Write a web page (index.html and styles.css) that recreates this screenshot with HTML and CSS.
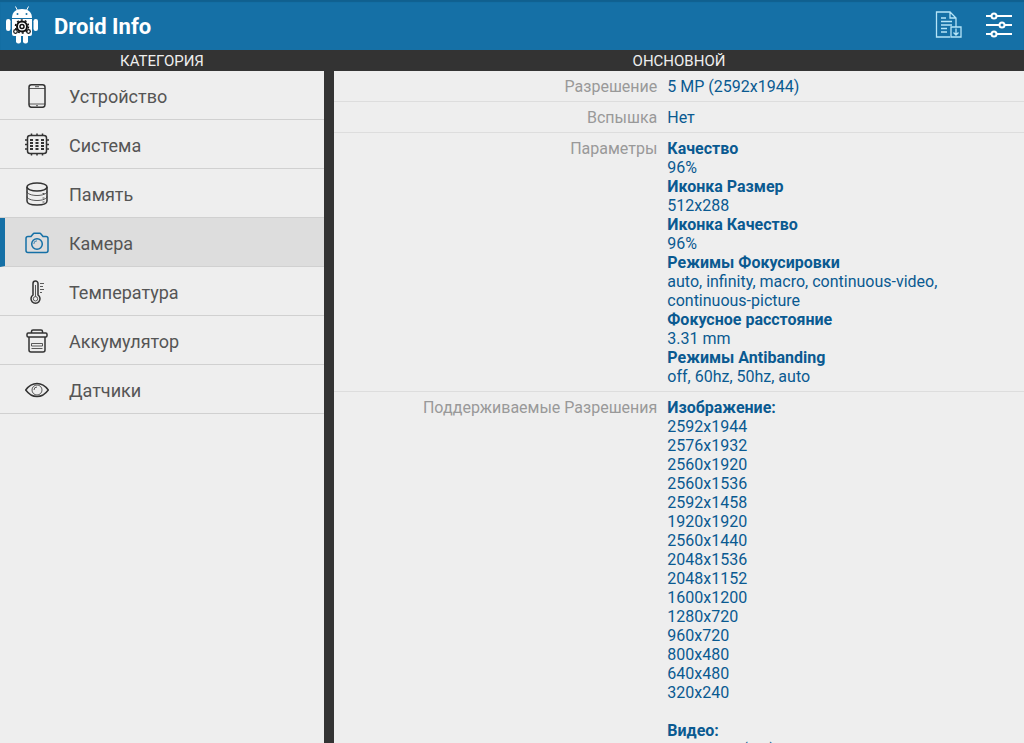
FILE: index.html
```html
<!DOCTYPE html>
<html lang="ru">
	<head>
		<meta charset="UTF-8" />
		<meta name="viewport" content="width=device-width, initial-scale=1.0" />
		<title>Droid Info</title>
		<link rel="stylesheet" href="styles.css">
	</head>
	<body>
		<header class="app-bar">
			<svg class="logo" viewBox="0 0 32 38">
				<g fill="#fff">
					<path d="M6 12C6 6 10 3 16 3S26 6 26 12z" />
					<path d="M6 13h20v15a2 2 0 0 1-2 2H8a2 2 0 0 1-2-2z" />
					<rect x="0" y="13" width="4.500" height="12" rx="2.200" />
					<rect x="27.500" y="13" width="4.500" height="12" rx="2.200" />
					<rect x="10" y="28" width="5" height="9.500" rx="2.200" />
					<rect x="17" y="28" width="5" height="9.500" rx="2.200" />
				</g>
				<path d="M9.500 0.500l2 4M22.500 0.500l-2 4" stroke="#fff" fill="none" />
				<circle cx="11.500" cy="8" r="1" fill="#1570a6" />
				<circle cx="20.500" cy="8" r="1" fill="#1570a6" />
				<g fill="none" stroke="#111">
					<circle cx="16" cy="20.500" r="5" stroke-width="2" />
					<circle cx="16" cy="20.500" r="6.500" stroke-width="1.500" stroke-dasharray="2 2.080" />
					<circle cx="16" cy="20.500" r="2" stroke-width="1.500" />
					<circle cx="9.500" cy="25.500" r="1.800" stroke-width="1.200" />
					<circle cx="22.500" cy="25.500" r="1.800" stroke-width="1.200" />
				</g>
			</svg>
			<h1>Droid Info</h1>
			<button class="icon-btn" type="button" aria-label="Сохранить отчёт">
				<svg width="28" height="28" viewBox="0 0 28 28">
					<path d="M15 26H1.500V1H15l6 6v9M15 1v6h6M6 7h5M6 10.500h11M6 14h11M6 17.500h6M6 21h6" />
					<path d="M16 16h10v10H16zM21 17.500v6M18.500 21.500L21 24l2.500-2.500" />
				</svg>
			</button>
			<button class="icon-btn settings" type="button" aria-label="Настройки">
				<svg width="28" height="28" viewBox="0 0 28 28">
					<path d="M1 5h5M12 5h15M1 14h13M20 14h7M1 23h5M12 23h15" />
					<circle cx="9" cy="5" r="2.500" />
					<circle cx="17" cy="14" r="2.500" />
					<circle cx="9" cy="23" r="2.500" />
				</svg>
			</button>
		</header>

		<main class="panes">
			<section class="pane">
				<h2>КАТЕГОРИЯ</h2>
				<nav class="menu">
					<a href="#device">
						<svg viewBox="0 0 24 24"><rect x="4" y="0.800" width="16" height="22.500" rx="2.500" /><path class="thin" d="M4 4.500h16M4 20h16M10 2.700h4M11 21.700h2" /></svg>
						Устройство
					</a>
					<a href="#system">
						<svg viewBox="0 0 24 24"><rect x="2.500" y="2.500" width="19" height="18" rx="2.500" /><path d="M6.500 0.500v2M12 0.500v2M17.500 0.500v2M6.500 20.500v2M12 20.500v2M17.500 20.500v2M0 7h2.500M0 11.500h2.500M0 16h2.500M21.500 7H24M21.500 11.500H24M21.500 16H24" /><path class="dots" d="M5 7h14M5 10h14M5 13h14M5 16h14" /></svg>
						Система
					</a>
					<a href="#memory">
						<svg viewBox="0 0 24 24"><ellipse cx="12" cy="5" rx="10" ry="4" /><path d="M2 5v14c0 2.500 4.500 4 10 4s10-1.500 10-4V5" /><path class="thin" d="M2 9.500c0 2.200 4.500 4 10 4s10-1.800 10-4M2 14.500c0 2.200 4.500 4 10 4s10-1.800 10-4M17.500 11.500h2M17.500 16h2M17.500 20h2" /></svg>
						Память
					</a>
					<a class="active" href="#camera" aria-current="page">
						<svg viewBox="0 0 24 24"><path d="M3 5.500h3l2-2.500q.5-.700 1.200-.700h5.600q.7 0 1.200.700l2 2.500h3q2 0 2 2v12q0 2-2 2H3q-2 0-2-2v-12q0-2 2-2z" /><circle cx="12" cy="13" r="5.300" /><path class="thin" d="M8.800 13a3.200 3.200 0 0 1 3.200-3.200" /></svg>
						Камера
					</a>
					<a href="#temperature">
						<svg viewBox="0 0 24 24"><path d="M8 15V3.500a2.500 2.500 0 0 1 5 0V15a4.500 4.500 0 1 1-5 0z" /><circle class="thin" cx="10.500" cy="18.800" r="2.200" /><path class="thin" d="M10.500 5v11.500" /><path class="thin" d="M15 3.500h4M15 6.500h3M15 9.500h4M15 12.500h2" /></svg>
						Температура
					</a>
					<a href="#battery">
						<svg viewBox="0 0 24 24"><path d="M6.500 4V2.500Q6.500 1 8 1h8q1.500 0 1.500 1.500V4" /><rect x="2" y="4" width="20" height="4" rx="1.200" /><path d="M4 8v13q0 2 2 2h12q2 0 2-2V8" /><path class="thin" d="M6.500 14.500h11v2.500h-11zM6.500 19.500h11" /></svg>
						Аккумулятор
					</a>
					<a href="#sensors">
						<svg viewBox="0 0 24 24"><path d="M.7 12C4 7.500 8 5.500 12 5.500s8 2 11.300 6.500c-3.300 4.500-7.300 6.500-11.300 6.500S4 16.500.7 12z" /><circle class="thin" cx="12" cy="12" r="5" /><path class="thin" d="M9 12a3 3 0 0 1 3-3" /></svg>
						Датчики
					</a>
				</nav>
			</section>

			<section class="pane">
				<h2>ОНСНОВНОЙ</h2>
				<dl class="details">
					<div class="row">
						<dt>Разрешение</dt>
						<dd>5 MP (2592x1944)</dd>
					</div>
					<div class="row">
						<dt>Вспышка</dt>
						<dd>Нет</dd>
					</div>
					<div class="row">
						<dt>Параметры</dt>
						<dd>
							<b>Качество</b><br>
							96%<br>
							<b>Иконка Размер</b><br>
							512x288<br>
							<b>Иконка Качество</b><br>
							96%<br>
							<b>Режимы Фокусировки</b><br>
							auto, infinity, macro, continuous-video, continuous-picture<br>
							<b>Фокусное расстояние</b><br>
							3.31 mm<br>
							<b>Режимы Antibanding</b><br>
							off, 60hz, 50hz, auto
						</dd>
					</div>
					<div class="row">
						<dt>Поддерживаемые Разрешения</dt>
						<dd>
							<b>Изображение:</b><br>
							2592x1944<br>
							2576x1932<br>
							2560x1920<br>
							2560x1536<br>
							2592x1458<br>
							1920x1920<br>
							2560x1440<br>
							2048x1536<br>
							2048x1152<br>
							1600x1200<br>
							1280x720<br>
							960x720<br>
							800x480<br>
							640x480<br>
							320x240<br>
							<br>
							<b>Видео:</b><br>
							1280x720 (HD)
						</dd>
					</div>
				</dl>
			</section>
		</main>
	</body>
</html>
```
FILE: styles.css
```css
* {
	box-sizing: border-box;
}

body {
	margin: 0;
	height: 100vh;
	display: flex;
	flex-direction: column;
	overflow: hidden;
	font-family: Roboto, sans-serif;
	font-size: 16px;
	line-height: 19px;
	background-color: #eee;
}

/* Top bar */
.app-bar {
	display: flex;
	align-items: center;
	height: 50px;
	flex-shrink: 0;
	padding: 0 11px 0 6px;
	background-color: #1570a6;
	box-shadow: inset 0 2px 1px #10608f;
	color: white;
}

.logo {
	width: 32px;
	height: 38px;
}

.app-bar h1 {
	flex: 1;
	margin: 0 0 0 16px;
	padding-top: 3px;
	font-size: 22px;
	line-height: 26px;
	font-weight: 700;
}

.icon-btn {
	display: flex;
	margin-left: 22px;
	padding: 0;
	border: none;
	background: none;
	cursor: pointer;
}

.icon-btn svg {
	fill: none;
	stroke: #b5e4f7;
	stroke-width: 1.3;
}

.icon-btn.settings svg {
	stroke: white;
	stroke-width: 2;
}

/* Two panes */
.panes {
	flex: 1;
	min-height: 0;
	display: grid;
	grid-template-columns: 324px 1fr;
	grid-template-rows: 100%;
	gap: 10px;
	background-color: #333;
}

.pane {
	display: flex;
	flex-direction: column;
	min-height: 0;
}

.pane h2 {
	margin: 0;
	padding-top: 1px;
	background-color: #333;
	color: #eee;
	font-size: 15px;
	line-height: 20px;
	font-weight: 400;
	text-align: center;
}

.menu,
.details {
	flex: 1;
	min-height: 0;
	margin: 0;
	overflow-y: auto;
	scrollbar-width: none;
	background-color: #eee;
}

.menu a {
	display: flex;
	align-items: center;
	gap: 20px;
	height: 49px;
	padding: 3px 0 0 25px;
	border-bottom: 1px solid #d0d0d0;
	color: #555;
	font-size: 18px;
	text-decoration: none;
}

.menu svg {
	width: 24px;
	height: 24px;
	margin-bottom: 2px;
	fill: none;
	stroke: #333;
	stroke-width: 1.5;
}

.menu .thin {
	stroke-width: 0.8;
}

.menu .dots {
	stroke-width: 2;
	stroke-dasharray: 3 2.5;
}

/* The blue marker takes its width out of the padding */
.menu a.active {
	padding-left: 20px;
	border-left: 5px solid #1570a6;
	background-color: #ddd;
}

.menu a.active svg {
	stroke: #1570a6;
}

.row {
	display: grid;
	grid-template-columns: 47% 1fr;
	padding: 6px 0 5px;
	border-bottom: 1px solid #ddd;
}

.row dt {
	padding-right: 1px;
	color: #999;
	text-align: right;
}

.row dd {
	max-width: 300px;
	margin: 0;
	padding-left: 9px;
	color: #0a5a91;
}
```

--

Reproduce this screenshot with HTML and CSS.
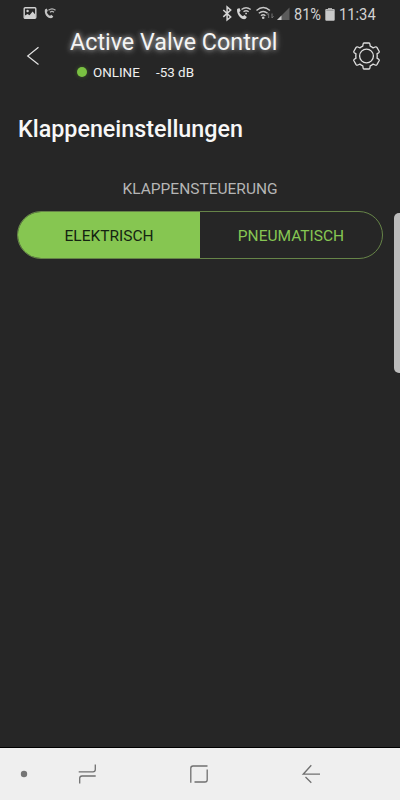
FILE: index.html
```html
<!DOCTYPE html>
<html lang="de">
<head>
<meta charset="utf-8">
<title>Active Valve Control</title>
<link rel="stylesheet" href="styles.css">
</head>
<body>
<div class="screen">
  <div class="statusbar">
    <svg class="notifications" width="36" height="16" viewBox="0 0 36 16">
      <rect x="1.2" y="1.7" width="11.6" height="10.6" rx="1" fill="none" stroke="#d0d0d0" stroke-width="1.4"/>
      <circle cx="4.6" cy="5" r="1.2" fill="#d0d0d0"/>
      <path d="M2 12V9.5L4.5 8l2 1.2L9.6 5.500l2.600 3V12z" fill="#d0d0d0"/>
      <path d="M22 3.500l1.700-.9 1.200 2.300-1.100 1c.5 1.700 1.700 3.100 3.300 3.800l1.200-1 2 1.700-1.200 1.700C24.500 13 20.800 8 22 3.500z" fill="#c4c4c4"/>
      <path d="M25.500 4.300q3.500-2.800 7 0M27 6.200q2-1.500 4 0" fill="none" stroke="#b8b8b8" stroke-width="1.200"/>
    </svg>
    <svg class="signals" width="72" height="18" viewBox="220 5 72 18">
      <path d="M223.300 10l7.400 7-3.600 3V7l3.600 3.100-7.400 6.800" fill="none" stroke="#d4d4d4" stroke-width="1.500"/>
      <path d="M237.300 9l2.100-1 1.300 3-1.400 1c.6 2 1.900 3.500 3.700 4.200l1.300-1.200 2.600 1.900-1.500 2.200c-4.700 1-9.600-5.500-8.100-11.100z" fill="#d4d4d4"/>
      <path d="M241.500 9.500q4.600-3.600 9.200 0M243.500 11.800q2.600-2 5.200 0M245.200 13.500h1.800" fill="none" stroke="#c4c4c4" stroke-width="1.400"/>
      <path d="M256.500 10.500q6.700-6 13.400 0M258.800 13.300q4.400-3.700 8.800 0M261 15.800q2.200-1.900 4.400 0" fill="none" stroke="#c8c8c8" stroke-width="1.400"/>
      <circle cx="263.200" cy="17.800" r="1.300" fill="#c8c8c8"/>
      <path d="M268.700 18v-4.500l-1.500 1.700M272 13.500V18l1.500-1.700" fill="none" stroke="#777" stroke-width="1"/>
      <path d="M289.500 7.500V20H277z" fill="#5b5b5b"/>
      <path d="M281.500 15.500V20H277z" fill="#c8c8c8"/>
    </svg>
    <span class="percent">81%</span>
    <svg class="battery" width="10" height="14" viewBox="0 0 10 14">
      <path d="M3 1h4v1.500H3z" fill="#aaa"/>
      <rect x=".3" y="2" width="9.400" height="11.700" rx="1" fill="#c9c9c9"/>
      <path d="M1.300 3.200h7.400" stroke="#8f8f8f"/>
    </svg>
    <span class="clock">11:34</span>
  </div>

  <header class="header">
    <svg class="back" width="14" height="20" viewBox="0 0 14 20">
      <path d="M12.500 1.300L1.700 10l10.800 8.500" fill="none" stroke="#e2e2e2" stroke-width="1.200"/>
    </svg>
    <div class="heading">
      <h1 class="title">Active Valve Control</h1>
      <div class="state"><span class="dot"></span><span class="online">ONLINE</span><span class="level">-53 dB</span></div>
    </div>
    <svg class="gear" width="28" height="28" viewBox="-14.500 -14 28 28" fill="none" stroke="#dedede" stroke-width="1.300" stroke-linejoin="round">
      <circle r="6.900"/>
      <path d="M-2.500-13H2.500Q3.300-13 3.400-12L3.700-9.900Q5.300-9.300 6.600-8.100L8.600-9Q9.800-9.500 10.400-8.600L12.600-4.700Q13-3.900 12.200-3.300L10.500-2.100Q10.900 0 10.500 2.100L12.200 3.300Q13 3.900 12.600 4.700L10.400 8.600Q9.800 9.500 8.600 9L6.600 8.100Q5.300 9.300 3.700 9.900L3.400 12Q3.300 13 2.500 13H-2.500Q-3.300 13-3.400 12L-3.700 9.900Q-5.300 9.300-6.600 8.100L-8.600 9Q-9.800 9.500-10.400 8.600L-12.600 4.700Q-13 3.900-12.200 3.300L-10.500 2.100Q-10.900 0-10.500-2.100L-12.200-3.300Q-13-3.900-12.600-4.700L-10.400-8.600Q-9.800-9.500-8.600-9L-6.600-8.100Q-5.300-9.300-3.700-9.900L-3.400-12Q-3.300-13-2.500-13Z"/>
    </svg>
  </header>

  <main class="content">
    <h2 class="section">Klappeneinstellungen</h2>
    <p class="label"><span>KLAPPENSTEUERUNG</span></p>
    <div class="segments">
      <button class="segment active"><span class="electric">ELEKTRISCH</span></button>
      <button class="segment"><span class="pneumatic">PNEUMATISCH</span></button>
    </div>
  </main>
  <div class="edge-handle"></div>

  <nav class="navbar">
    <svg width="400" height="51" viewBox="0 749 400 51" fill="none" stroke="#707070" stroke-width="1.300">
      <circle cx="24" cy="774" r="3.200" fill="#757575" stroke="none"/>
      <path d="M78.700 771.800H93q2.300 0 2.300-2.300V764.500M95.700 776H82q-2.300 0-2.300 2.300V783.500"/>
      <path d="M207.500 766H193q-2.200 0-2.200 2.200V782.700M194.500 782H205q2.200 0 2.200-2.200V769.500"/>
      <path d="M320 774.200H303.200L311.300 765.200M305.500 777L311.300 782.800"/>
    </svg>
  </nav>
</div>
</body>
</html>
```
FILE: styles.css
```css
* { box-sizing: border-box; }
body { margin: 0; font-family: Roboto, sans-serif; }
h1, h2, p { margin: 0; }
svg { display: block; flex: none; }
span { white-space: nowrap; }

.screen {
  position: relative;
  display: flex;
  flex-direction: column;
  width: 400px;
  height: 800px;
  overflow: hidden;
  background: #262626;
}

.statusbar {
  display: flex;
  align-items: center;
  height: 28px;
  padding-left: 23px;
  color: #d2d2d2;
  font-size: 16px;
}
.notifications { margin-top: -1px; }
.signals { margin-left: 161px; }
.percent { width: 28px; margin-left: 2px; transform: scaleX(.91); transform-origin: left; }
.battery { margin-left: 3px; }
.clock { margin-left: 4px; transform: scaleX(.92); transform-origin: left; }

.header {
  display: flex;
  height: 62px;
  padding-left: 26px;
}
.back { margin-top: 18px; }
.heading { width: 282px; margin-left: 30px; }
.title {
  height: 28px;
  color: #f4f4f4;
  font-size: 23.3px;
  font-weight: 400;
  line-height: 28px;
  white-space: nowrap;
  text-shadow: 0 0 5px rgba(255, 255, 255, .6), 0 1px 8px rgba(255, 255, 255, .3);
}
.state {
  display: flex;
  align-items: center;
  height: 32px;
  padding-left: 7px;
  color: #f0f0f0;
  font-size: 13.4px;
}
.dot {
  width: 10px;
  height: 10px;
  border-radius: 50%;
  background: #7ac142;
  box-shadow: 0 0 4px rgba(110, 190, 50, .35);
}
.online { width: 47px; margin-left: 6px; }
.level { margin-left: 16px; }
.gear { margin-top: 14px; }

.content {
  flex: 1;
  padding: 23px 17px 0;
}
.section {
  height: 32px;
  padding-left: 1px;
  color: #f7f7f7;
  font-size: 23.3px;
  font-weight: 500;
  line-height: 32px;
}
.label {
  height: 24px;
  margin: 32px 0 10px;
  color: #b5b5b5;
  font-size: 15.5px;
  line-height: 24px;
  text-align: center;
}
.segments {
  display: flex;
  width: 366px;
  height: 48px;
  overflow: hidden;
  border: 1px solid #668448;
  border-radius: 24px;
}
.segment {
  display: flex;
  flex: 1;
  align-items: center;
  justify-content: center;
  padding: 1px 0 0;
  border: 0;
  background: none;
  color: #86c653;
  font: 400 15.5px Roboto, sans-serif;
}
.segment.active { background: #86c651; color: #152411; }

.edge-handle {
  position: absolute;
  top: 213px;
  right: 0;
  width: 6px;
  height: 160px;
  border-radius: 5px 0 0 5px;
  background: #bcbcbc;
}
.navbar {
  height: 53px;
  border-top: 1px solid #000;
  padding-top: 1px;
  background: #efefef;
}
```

AIM> Identify which lines contain the word "screenshot" and copy each one.

FULL OUTPUT>
Write a web page (index.html and styles.css) that recreates this screenshot with HTML and CSS.
Reproduce this screenshot with HTML and CSS.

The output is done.